▸ **Task directions**
Please write the listing below out again exactly, leaving every picture behind.

▸ **Supplied material**

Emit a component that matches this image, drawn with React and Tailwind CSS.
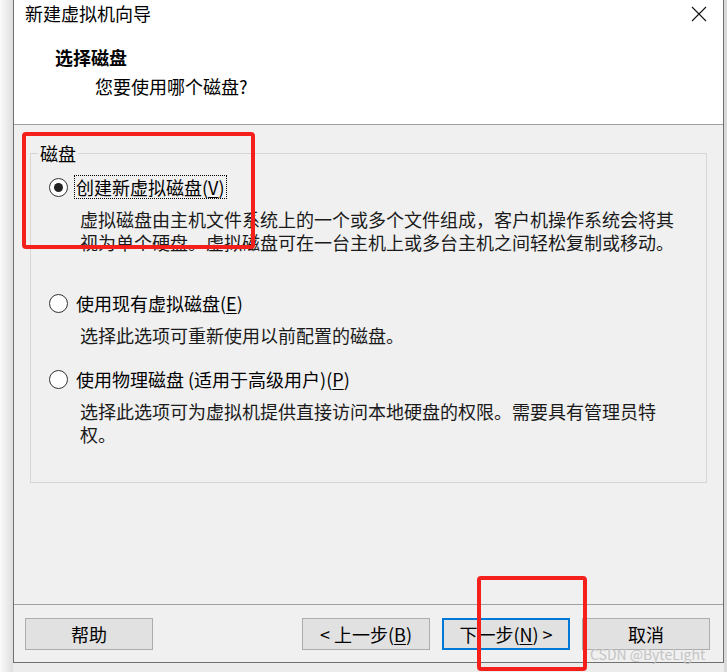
import React from 'react';

const font = { fontFamily: '"Noto Sans CJK SC", "Noto Sans", sans-serif' };

function Mn({ children }) {
  return <span className="underline underline-offset-2">{children}</span>;
}

function Radio({ checked }) {
  return (
    <span className="flex h-[19px] w-[19px] shrink-0 items-center justify-center rounded-full border border-[#333] bg-white">
      {checked && <span className="h-[9px] w-[9px] rounded-full bg-[#222]" />}
    </span>
  );
}

function Option({ checked, label, focus, className, children }) {
  return (
    <div className={'flex flex-col ' + (className || '')}>
      <div className="flex items-center gap-[6px] pl-[18px]">
        <Radio checked={checked} />
        <span
          className={
            'leading-[22px] ' +
            (focus ? 'border border-dotted border-black px-[1px]' : 'border border-transparent px-[1px]')
          }
        >
          {label}
        </span>
      </div>
      <p className="mt-[9px] pl-[49px] pr-[30px] leading-[23px] text-[#1a1a1a]">{children}</p>
    </div>
  );
}

function Btn({ children, primary }) {
  return (
    <button
      className={
        'flex h-[32px] w-[128px] items-center justify-center bg-[#e1e1e1] text-[18px] text-black ' +
        (primary ? 'border-2 border-[#0078d7]' : 'border border-[#adadad]')
      }
    >
      {children}
    </button>
  );
}

export default function App() {
  return (
    <div className="relative flex h-[672px] w-[727px] overflow-hidden bg-[#ececec] text-[18px] text-black" style={font}>
      <div className="w-[13px] shrink-0 bg-gradient-to-r from-[#fbfbfb] to-[#dedede]" />
      <div className="flex h-[663px] w-[711px] shrink-0 flex-col border-x border-b border-[#707070]">
        {/* header */}
        <div className="flex h-[125px] shrink-0 flex-col border-b border-[#a0a0a0] bg-white">
          <div className="flex items-start justify-between pl-[11px] pr-[16px] pt-[1px]">
            <span className="leading-[24px]">新建虚拟机向导</span>
            <svg width="16" height="16" viewBox="0 0 16 16" className="mt-[5px]">
              <path d="M1 1L15 15M15 1L1 15" stroke="#111" strokeWidth="1.1" fill="none" />
            </svg>
          </div>
          <div className="pl-[41px] pt-[20px] font-bold leading-[24px]">选择磁盘</div>
          <div className="pl-[81px] pt-[5px] leading-[24px]">您要使用哪个磁盘?</div>
        </div>
        {/* body */}
        <div className="flex flex-1 flex-col bg-[#f0f0f0] px-[16px] pt-[28px]">
          <div className="relative h-[330px] border border-[#d5d5d5]">
            <span className="absolute -top-[13px] left-[7px] bg-[#f0f0f0] px-[2px] leading-[24px]">磁盘</span>
            <div className="flex flex-col pt-[21px]">
              <Option checked focus label={<>创建新虚拟磁盘(<Mn>V</Mn>)</>}>
                虚拟磁盘由主机文件系统上的一个或多个文件组成，客户机操作系统会将其视为单个硬盘。虚拟磁盘可在一台主机上或多台主机之间轻松复制或移动。
              </Option>
              <Option className="mt-[37px]" label={<>使用现有虚拟磁盘(<Mn>E</Mn>)</>}>
                选择此选项可重新使用以前配置的磁盘。
              </Option>
              <Option className="mt-[20px]" label={<>使用物理磁盘 (适用于高级用户)(<Mn>P</Mn>)</>}>
                选择此选项可为虚拟机提供直接访问本地硬盘的权限。需要具有管理员特权。
              </Option>
            </div>
          </div>
        </div>
        {/* footer */}
        <div className="flex h-[58px] shrink-0 items-start border-t border-[#a0a0a0] bg-[#f0f0f0] pl-[11px] pr-[13px] pt-[13px]">
          <Btn>帮助</Btn>
          <div className="flex-1" />
          <div className="flex gap-[12px]">
            <Btn>&lt; 上一步(<Mn>B</Mn>)</Btn>
            <Btn primary>下一步(<Mn>N</Mn>) &gt;</Btn>
            <Btn>取消</Btn>
          </div>
        </div>
      </div>
      <div className="flex-1 bg-[#d9d9d9]" />

      {/* screenshot annotations */}
      <div className="absolute left-[22px] top-[132px] h-[117px] w-[233px] rounded-[4px] border-4 border-[#f5201c]" />
      <div className="absolute left-[477px] top-[576px] h-[95px] w-[110px] rounded-[4px] border-4 border-[#f5201c]" />
      <span className="absolute left-[590px] top-[645px] text-[14px] leading-[18px] text-[#c4c4c4]">CSDN @ByteLight</span>
    </div>
  );
}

▸ **Output of the task**
Emit a component that matches this image, drawn with React and Tailwind CSS.
import React from 'react';

const font = { fontFamily: '"Noto Sans CJK SC", "Noto Sans", sans-serif' };

function Mn({ children }) {
  return <span className="underline underline-offset-2">{children}</span>;
}

function Radio({ checked }) {
  return (
    <span className="flex h-[19px] w-[19px] shrink-0 items-center justify-center rounded-full border border-[#333] bg-white">
      {checked && <span className="h-[9px] w-[9px] rounded-full bg-[#222]" />}
    </span>
  );
}

function Option({ checked, label, focus, className, children }) {
  return (
    <div className={'flex flex-col ' + (className || '')}>
      <div className="flex items-center gap-[6px] pl-[18px]">
        <Radio checked={checked} />
        <span
          className={
            'leading-[22px] ' +
            (focus ? 'border border-dotted border-black px-[1px]' : 'border border-transparent px-[1px]')
          }
        >
          {label}
        </span>
      </div>
      <p className="mt-[9px] pl-[49px] pr-[30px] leading-[23px] text-[#1a1a1a]">{children}</p>
    </div>
  );
}

function Btn({ children, primary }) {
  return (
    <button
      className={
        'flex h-[32px] w-[128px] items-center justify-center bg-[#e1e1e1] text-[18px] text-black ' +
        (primary ? 'border-2 border-[#0078d7]' : 'border border-[#adadad]')
      }
    >
      {children}
    </button>
  );
}

export default function App() {
  return (
    <div className="relative flex h-[672px] w-[727px] overflow-hidden bg-[#ececec] text-[18px] text-black" style={font}>
      <div className="w-[13px] shrink-0 bg-gradient-to-r from-[#fbfbfb] to-[#dedede]" />
      <div className="flex h-[663px] w-[711px] shrink-0 flex-col border-x border-b border-[#707070]">
        {/* header */}
        <div className="flex h-[125px] shrink-0 flex-col border-b border-[#a0a0a0] bg-white">
          <div className="flex items-start justify-between pl-[11px] pr-[16px] pt-[1px]">
            <span className="leading-[24px]">新建虚拟机向导</span>
            <svg width="16" height="16" viewBox="0 0 16 16" className="mt-[5px]">
              <path d="M1 1L15 15M15 1L1 15" stroke="#111" strokeWidth="1.1" fill="none" />
            </svg>
          </div>
          <div className="pl-[41px] pt-[20px] font-bold leading-[24px]">选择磁盘</div>
          <div className="pl-[81px] pt-[5px] leading-[24px]">您要使用哪个磁盘?</div>
        </div>
        {/* body */}
        <div className="flex flex-1 flex-col bg-[#f0f0f0] px-[16px] pt-[28px]">
          <div className="relative h-[330px] border border-[#d5d5d5]">
            <span className="absolute -top-[13px] left-[7px] bg-[#f0f0f0] px-[2px] leading-[24px]">磁盘</span>
            <div className="flex flex-col pt-[21px]">
              <Option checked focus label={<>创建新虚拟磁盘(<Mn>V</Mn>)</>}>
                虚拟磁盘由主机文件系统上的一个或多个文件组成，客户机操作系统会将其视为单个硬盘。虚拟磁盘可在一台主机上或多台主机之间轻松复制或移动。
              </Option>
              <Option className="mt-[37px]" label={<>使用现有虚拟磁盘(<Mn>E</Mn>)</>}>
                选择此选项可重新使用以前配置的磁盘。
              </Option>
              <Option className="mt-[20px]" label={<>使用物理磁盘 (适用于高级用户)(<Mn>P</Mn>)</>}>
                选择此选项可为虚拟机提供直接访问本地硬盘的权限。需要具有管理员特权。
              </Option>
            </div>
          </div>
        </div>
        {/* footer */}
        <div className="flex h-[58px] shrink-0 items-start border-t border-[#a0a0a0] bg-[#f0f0f0] pl-[11px] pr-[13px] pt-[13px]">
          <Btn>帮助</Btn>
          <div className="flex-1" />
          <div className="flex gap-[12px]">
            <Btn>&lt; 上一步(<Mn>B</Mn>)</Btn>
            <Btn primary>下一步(<Mn>N</Mn>) &gt;</Btn>
            <Btn>取消</Btn>
          </div>
        </div>
      </div>
      <div className="flex-1 bg-[#d9d9d9]" />

      {/* screenshot annotations */}
      <div className="absolute left-[22px] top-[132px] h-[117px] w-[233px] rounded-[4px] border-4 border-[#f5201c]" />
      <div className="absolute left-[477px] top-[576px] h-[95px] w-[110px] rounded-[4px] border-4 border-[#f5201c]" />
      <span className="absolute left-[590px] top-[645px] text-[14px] leading-[18px] text-[#c4c4c4]">CSDN @ByteLight</span>
    </div>
  );
}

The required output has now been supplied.